Persiste, prouve que tu existes
Art contemporain / Au musée Paul-Dini, jusqu'au 21 septembre, "Ce qui reste" fait de l'héritage des gestes et des pratiques rurales une matière vive, façonnée par neufs artistes de la région.

Photo : Nicolas Boulard, Nuancier finement boisé, 2007, verre, liège, chêne, Chardonnay. Collection de l'artiste © ADAGP, Paris, 2025 © photo N. Boulard Courtesy Galerie 22, 48m2
À l'espace Cornil, l'entrée se vit comme la traversée des strates effacées d'un palimpseste : nul décor d'un prétendu âge perdu ne s'offre à nous, mais des tentatives de rendre sensible ce qui, dans la transmission, se rejoue, se décale, se reformule.

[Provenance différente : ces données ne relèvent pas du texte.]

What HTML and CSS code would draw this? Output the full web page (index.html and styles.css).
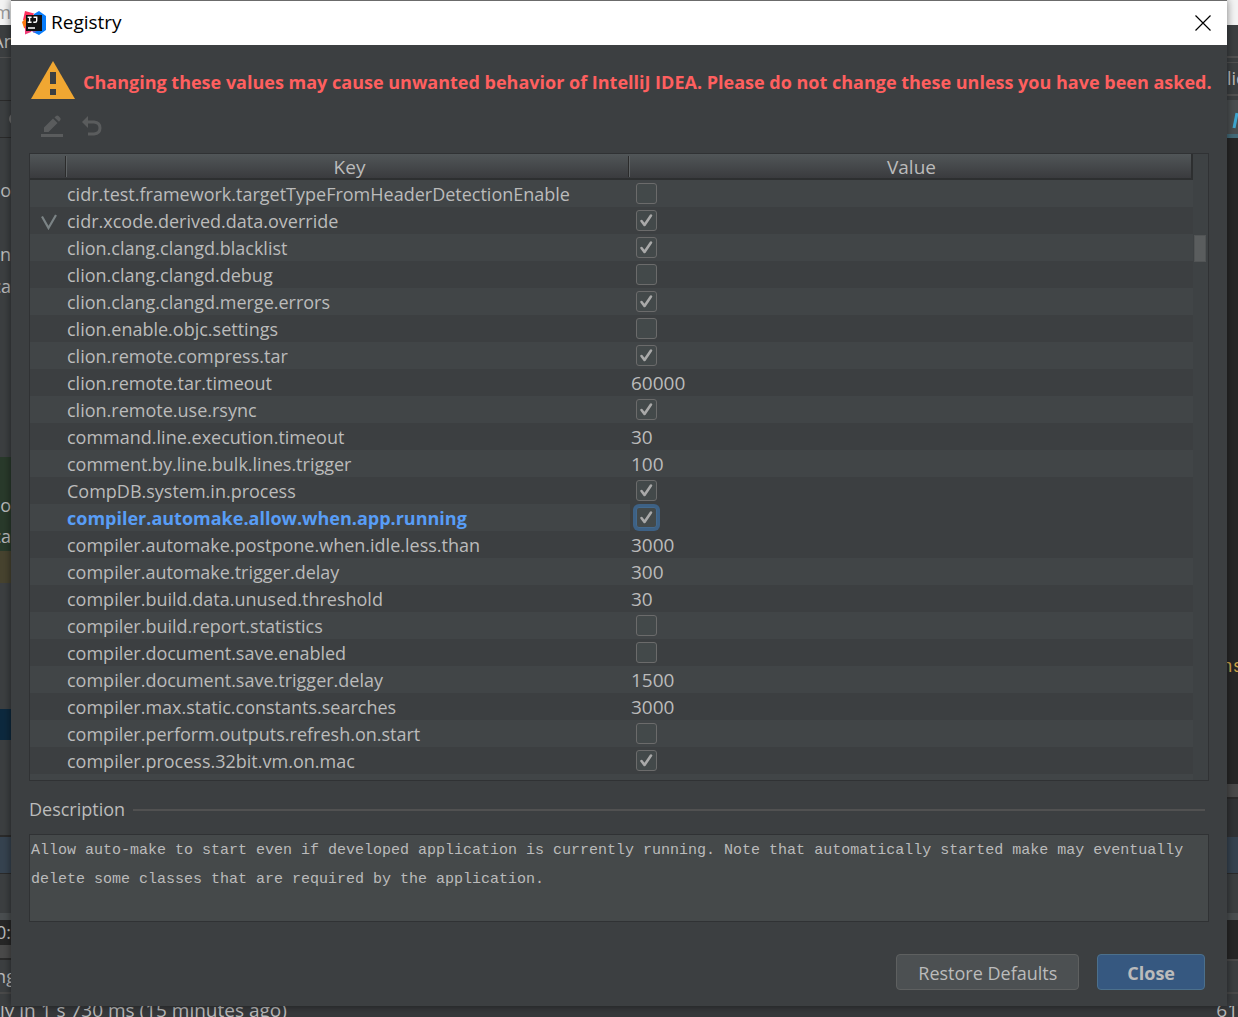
FILE: index.html
```html
<!DOCTYPE html>
<html lang="en">
<head>
<meta charset="utf-8">
<meta name="viewport" content="width=device-width, initial-scale=1">
<title>Registry</title>
<link rel="stylesheet" href="styles.css">
</head>
<body>
<div class="desktop">
  <div class="edge edge-left" aria-hidden="true">
    <div class="strip h25 paper">m</div>
    <div class="strip h32">Ar</div>
    <div class="strip h1 rule"></div>
    <div class="strip h42"></div>
    <div class="strip h1 dark"></div>
    <div class="strip h36 arc"><span class="ring"></span></div>
    <div class="strip h1 dark"></div>
    <div class="strip h36"></div>
    <div class="strip h32">o</div>
    <div class="strip h32"></div>
    <div class="strip h32">n</div>
    <div class="strip h32">ca</div>
    <div class="strip h155"></div>
    <div class="strip h32 added"></div>
    <div class="strip h32 added">o</div>
    <div class="strip h30 added">ca</div>
    <div class="strip h32 ignored"></div>
    <div class="strip h126"></div>
    <div class="strip h31 selected"></div>
    <div class="strip h95"></div>
    <div class="strip h2 dark"></div>
    <div class="strip h36 tab"></div>
    <div class="strip h1 dark"></div>
    <div class="strip h39"></div>
    <div class="strip h7 bar"></div>
    <div class="strip h25 editor">0:</div>
    <div class="strip h13 bar-gray"></div>
    <div class="strip h2 dark"></div>
    <div class="strip grow middle">ng</div>
    <div class="strip h2 bar-gray"></div>
    <div class="strip h12"></div>
  </div>

  <main class="dialog" role="dialog" aria-labelledby="dialog-title">
    <header class="titlebar">
      <svg class="logo" viewBox="0 0 24 24" aria-hidden="true">
        <path fill="#fe315d" d="M3 0l9 2.500L8 12 1 9z"/>
        <path fill="#ff7a12" d="M0 11l4-4 2 12-4-2z"/>
        <path fill="#087cfa" d="M12 3l5-3 7 5v14l-7 5-6-3z"/>
        <path fill="#f03c78" d="M3 15h10l-4 6-6 2.500z"/>
        <path fill="#7b61c8" d="M9 19h7l-4 3z"/>
        <rect x="4" y="4" width="16" height="16" fill="#111"/>
        <path fill="none" stroke="#fff" stroke-width="1.400" d="M5.600 6.200h4M7.600 6.200v5M5.600 11.200h4M11.500 6.200h3.200v3.600q0 1.500-1.600 1.500h-1.800M6 17h7"/>
      </svg>
      <h1 class="title" id="dialog-title">Registry</h1>
      <button class="close-x" type="button" aria-label="Close window">
        <svg viewBox="0 0 16 16" width="16" height="16"><path d="M.5.500l15 15M15.500.500l-15 15" stroke="#000" stroke-width="1.200" fill="none"/></svg>
      </button>
    </header>

    <div class="content">
      <div class="warning">
        <svg viewBox="0 0 44 38" width="44" height="38" aria-hidden="true"><path fill="#f0a732" d="M22 0l22 38H0z"/><path fill="#3c3f41" d="M19 11h6v12h-6zM19 28h6v6h-6z"/></svg>
        <strong class="warning-text">Changing these values may cause unwanted behavior of IntelliJ IDEA. Please do not change these unless you have been asked.</strong>
      </div>

      <div class="toolbar">
        <button class="tool" type="button" disabled aria-label="Edit">
          <svg viewBox="0 0 24 24" width="24" height="24"><path fill="#5a5c5d" d="M1 20h22v3H1zM4 18v-4.500l9-9 4.500 4.500-9 9zM14.500 3.500L16 2q1.300-1 2.500 0l1.700 1.700q1 1.200 0 2.500L19 7.800z"/></svg>
        </button>
        <button class="tool" type="button" disabled aria-label="Revert">
          <svg viewBox="0 0 24 24" width="24" height="24"><path fill="#5a5c5d" d="M2 8l6-6v12z"/><path fill="none" stroke="#5a5c5d" stroke-width="3" d="M6 8h8q6 .5 6 6t-6 6H8"/></svg>
        </button>
      </div>

      <div class="table-pane">
        <table class="registry">
          <colgroup><col class="col-mark"><col><col></colgroup>
          <thead>
            <tr><th aria-label="Changed"></th><th>Key</th><th>Value</th></tr>
          </thead>
          <tbody>
            <tr><td></td><td>cidr.test.framework.targetTypeFromHeaderDetectionEnable</td><td><input type="checkbox" aria-label="cidr.test.framework.targetTypeFromHeaderDetectionEnable"></td></tr>
            <tr><td class="mark"><svg viewBox="0 0 16 16" width="16" height="16" aria-hidden="true"><path fill="none" stroke="#7b8385" stroke-width="2.200" d="M1 2.500l6.500 11.500Q11 8 15 1"/></svg></td><td>cidr.xcode.derived.data.override</td><td><input type="checkbox" checked aria-label="cidr.xcode.derived.data.override"></td></tr>
            <tr><td></td><td>clion.clang.clangd.blacklist</td><td><input type="checkbox" checked aria-label="clion.clang.clangd.blacklist"></td></tr>
            <tr><td></td><td>clion.clang.clangd.debug</td><td><input type="checkbox" aria-label="clion.clang.clangd.debug"></td></tr>
            <tr><td></td><td>clion.clang.clangd.merge.errors</td><td><input type="checkbox" checked aria-label="clion.clang.clangd.merge.errors"></td></tr>
            <tr><td></td><td>clion.enable.objc.settings</td><td><input type="checkbox" aria-label="clion.enable.objc.settings"></td></tr>
            <tr><td></td><td>clion.remote.compress.tar</td><td><input type="checkbox" checked aria-label="clion.remote.compress.tar"></td></tr>
            <tr><td></td><td>clion.remote.tar.timeout</td><td>60000</td></tr>
            <tr><td></td><td>clion.remote.use.rsync</td><td><input type="checkbox" checked aria-label="clion.remote.use.rsync"></td></tr>
            <tr><td></td><td>command.line.execution.timeout</td><td>30</td></tr>
            <tr><td></td><td>comment.by.line.bulk.lines.trigger</td><td>100</td></tr>
            <tr><td></td><td>CompDB.system.in.process</td><td><input type="checkbox" checked aria-label="CompDB.system.in.process"></td></tr>
            <tr class="current"><td></td><td>compiler.automake.allow.when.app.running</td><td><input type="checkbox" checked aria-label="compiler.automake.allow.when.app.running"></td></tr>
            <tr><td></td><td>compiler.automake.postpone.when.idle.less.than</td><td>3000</td></tr>
            <tr><td></td><td>compiler.automake.trigger.delay</td><td>300</td></tr>
            <tr><td></td><td>compiler.build.data.unused.threshold</td><td>30</td></tr>
            <tr><td></td><td>compiler.build.report.statistics</td><td><input type="checkbox" aria-label="compiler.build.report.statistics"></td></tr>
            <tr><td></td><td>compiler.document.save.enabled</td><td><input type="checkbox" aria-label="compiler.document.save.enabled"></td></tr>
            <tr><td></td><td>compiler.document.save.trigger.delay</td><td>1500</td></tr>
            <tr><td></td><td>compiler.max.static.constants.searches</td><td>3000</td></tr>
            <tr><td></td><td>compiler.perform.outputs.refresh.on.start</td><td><input type="checkbox" aria-label="compiler.perform.outputs.refresh.on.start"></td></tr>
            <tr><td></td><td>compiler.process.32bit.vm.on.mac</td><td><input type="checkbox" checked aria-label="compiler.process.32bit.vm.on.mac"></td></tr>
          </tbody>
        </table>
        <div class="scrollbar"><div class="thumb"></div></div>
      </div>

      <div class="separator"><label for="description">Description</label><span class="line"></span></div>
      <textarea class="description" id="description" readonly>Allow auto-make to start even if developed application is currently running. Note that automatically started make may eventually delete some classes that are required by the application.</textarea>

      <footer class="actions">
        <button class="btn" type="button">Restore Defaults</button>
        <button class="btn btn-primary" type="button">Close</button>
      </footer>
    </div>
  </main>

  <div class="edge edge-right" aria-hidden="true">
    <div class="strip h25 paper"></div>
    <div class="strip h31"></div>
    <div class="strip h2 rule"></div>
    <div class="strip h4"></div>
    <div class="strip h1 rule"></div>
    <div class="strip h31">lic</div>
    <div class="strip h2 rule"></div>
    <div class="strip h4"></div>
    <div class="strip h34 bar"><svg viewBox="0 0 11 34" width="11" height="34"><path d="M10 13L7 28" stroke="#3fa6cf" stroke-width="3"/></svg></div>
    <div class="strip h4 underline"></div>
    <div class="strip h513 editor"></div>
    <div class="strip h32 editor code">ns</div>
    <div class="strip grow editor"></div>
    <div class="strip h13 bar-gray"></div>
    <div class="strip h2 dark"></div>
    <div class="strip h38 panel"></div>
    <div class="strip h36 tab"></div>
    <div class="strip h1 dark"></div>
    <div class="strip h39"></div>
    <div class="strip h7 bar"></div>
    <div class="strip h39 editor"></div>
    <div class="strip h2 bar-gray"></div>
    <div class="strip h31"></div>
    <div class="strip h2 bar-gray"></div>
    <div class="strip h12"></div>
  </div>

  <div class="status"><span>ly in 1 s 730 ms (15 minutes ago)</span><span>61</span></div>
</div>
</body>
</html>
```
FILE: styles.css
```css
* {
  box-sizing: border-box;
}

body {
  margin: 0;
  background: #3c3f41;
  color: #bbbbbb;
  font: 19px/27px "Open Sans", "Noto Sans", sans-serif;
}

button {
  margin: 0;
  padding: 0;
  border: 0;
  background: none;
  color: inherit;
  font: inherit;
}

svg {
  display: block;
  flex: none;
}

.desktop {
  display: grid;
  grid-template-columns: 11px minmax(0, 1fr) 11px;
  grid-template-rows: 1fr 11px;
  min-height: 100vh;
}

/* Slices of the IDE window that show on both sides of the dialog */
.edge {
  display: flex;
  flex-direction: column;
  min-width: 0;
}

.strip {
  display: flex;
  flex: none;
  align-items: center;
  overflow: hidden;
  font-size: 18px;
  white-space: nowrap;
}

.edge-left .strip { justify-content: flex-end; }
.edge .middle,
.edge .code { justify-content: center; }
.strip.grow { flex: 1; }
.h1 { height: 1px; }
.h2 { height: 2px; }
.h4 { height: 4px; }
.h7 { height: 7px; }
.h12 { height: 12px; }
.h13 { height: 13px; }
.h25 { height: 25px; }
.h30 { height: 30px; }
.h31 { height: 31px; }
.h32 { height: 32px; }
.h34 { height: 34px; }
.h36 { height: 36px; }
.h38 { height: 38px; }
.h39 { height: 39px; }
.h42 { height: 42px; }
.h95 { height: 95px; }
.h126 { height: 126px; }
.h155 { height: 155px; }
.h513 { height: 513px; }

.paper { background: #f4f4f4; color: #999999; }
.rule { background: #515151; }
.dark { background: #2b2b2b; }
.added { background: #293a2b; }
.ignored { background: #47432f; }
.selected { background: #0d293e; }
.tab { background: #364350; }
.bar { background: #4a4e50; }
.bar-gray { background: #4a4a4a; }
.panel { background: #313335; }
.editor { background: #272727; }
.underline { background: #436a78; }
.strip.code { color: #cfa54a; font-family: "Liberation Mono", monospace; }

.ring {
  flex: none;
  width: 12px;
  height: 12px;
  margin-right: -10px;
  border: 2px solid #6e6e6e;
  border-radius: 50%;
}

.status {
  display: flex;
  grid-column: 1 / -1;
  align-items: center;
  justify-content: space-between;
  overflow: hidden;
  padding-bottom: 4px;
  background: #37393b;
  font-size: 19px;
  line-height: 20px;
  white-space: nowrap;
}

/* Dialog */
.dialog {
  display: flex;
  flex-direction: column;
  z-index: 1;
  min-width: 0;
  border-top: 1px solid #6b6b6b;
  background: #3c3f41;
  box-shadow: 0 0 8px rgba(0, 0, 0, 0.5);
}

.titlebar {
  display: flex;
  align-items: center;
  height: 44px;
  padding: 0 16px 1px 11px;
  background: #ffffff;
  color: #000000;
}

.logo {
  width: 24px;
  height: 24px;
}

.title {
  flex: 1;
  margin: 0 0 0 5px;
  font-size: 19px;
  font-weight: 400;
}

.content {
  display: flex;
  flex: 1;
  flex-direction: column;
  padding: 16px 18px;
}

.warning {
  display: flex;
  align-items: center;
  gap: 8px;
  padding-left: 2px;
}

.warning-text {
  padding-top: 4px;
  color: #ff5f5f;
  font-size: 18px;
  white-space: nowrap;
}

.toolbar {
  display: flex;
  gap: 16px;
  padding: 15px 11px;
}

.table-pane {
  display: flex;
  flex: 1;
  align-items: flex-start;
  border: 1px solid #303234;
  background: #414547;
}

.registry {
  flex: 1;
  width: 100%;
  min-width: 0;
  table-layout: fixed;
  border-collapse: separate;
  border-spacing: 0;
}

.col-mark { width: 37px; }

.registry th {
  height: 26px;
  padding: 2px 0 0 2px;
  border-bottom: 2px solid #2d2f30;
  background: linear-gradient(90deg, #2b2b2b 1px, #5f6365 1px) right top 2px / 2px 21px no-repeat, linear-gradient(#515658, #3a3b3e);
  font-size: 19px;
  font-weight: 400;
  line-height: 22px;
}

.registry th:last-child {
  border-right: 2px solid #2d2f30;
  background: linear-gradient(#515658, #3a3b3e);
}

.registry td {
  height: 27px;
  padding: 2px 0 0;
  font-size: 18px;
  line-height: 25px;
  white-space: nowrap;
}

.registry td:last-child {
  padding-left: 1px;
  font-size: 19px;
}

.registry tbody tr { background: #3c3f41; }
.registry tbody tr:nth-child(odd) { background: #414547; }
.registry .mark { padding-left: 11px; }

.registry .current {
  color: #589df6;
  font-weight: 700;
}

.registry .current td:last-child { background: #3c3f41; }

input[type="checkbox"] {
  display: block;
  width: 21px;
  height: 21px;
  margin: 0 5px 3px;
  border: 1px solid #6b6b6b;
  border-radius: 3px;
  appearance: none;
  background: #43494a;
}

input[type="checkbox"]:checked {
  background: #43494a url("data:image/svg+xml,%3Csvg xmlns='http://www.w3.org/2000/svg' viewBox='0 0 19 19'%3E%3Cpath fill='none' stroke='%23a9a9a9' stroke-width='2.6' stroke-linecap='round' stroke-linejoin='round' d='M4.500 10L7.500 14 14 4.500'/%3E%3C/svg%3E") center / 19px 19px no-repeat;
}

.current input[type="checkbox"] {
  border-color: #43698e;
  box-shadow: 0 0 0 3px #3d6185;
}

.scrollbar {
  display: flex;
  flex: none;
  align-self: stretch;
  width: 15px;
  padding: 81px 2px 0 1px;
  background: #3e4244;
}

.thumb {
  flex: 1;
  height: 27px;
  border: 1px solid #515455;
  background: #5a5d5e;
}

.separator {
  display: flex;
  align-items: center;
  gap: 8px;
  margin: 15px 4px 11px 0;
  font-size: 18px;
}

.line {
  flex: 1;
  height: 2px;
  background: #515151;
}

.description {
  height: 88px;
  padding: 1px;
  border: 1px solid #303234;
  border-radius: 0;
  outline: 0;
  background: #45494a;
  color: #bbbbbb;
  font: 15px/29px "Liberation Mono", monospace;
  resize: none;
}

.actions {
  display: flex;
  justify-content: flex-end;
  gap: 18px;
  padding: 32px 4px 0 0;
}

.btn {
  height: 36px;
  padding: 2px 21px 0;
  border: 1px solid #5e6060;
  border-radius: 4px;
  background: #4c5052;
  font-size: 18px;
}

.btn-primary {
  padding: 2px 29px 0;
  border-color: #4c708c;
  background: #365880;
  font-weight: 700;
}
```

En se réappropriant des gestes agraires, les artistes célèbrent ces formes de vie qui persistent dans les plis de l'histoire, face à l'effacement fomenté par le temps et la mécanisation.
Prolongement du festival Campagne première de Revonnas (Ain), le projet expositif imaginé par Marion Ménard et Fanny Robin refuse ainsi toute lecture strictement géographique de la ruralité. Celle-ci devient à rebours réservoir symbolique, cristallisation de gestes, temporalités et rythmes fragilisés par l'accélération contemporaine.

Déplacer pour voir
L'intervention de Sylvie Sauvageon agit comme pivot. Tout part d'un transport improvisé : une cabine déplacée lors de la dernière édition du festival, métamorphosée en procession. À partir de ce geste, l'artiste déploie dessins et archives où se croisent colporteurs, cortèges religieux, souvenirs intimes, iconographies effacées. Le geste de porter, tirer, transmettre devient lui-même mise en forme : faisant écho autant à Didi-Huberman qu'aux pratiques populaires, Déplacer-voir installe le public dans une circulation de mémoire et d'énergie.

Récits stratifiés
Plus loin, Nicolas Boulard transpose la fermentation du vin en une esthétique entre minimalisme américain et alchimie paysanne tandis que Delphine Gigoux-Martin, par ses tapisseries hantées d'animaux, mêlant merveilleux et cruauté, réactive la mémoire d'un monde archaïque régi par la prédation. Géraldine Kosiak explore l'intime comme terrain collectif dans ses dessins et fragments de phrases qui côtoient les photographies d'Yveline Loiseur, ces dernières s'inscrivant dans une temporalité suspendue où l'évanescence devient matière.
Mémoire gestuelle et mémoire cadastrale
Nicolas Momein, à travers des procédés artisanaux et industriels, rappelle que le geste manuel ne disparaît jamais : il se détourne, se déplace. Nelly Monnier condense la mémoire géographique en paysages recomposés, nuanciers affectifs plus que descriptions. Alors que chez Joël Paubel, cartes napoléoniennes, notes et vêtements de travail composent une archéologie mouvante du territoire, reliant les temporalités lointaines. Enfin Jean-Jacques Rullier, avec son installation immense et acérée, prolonge cette logique avec 150 objets pour couper : inventaire rigoureux, oscillant entre Oulipo et musée d'ethnographie, où classification et prolifération se rejoignent.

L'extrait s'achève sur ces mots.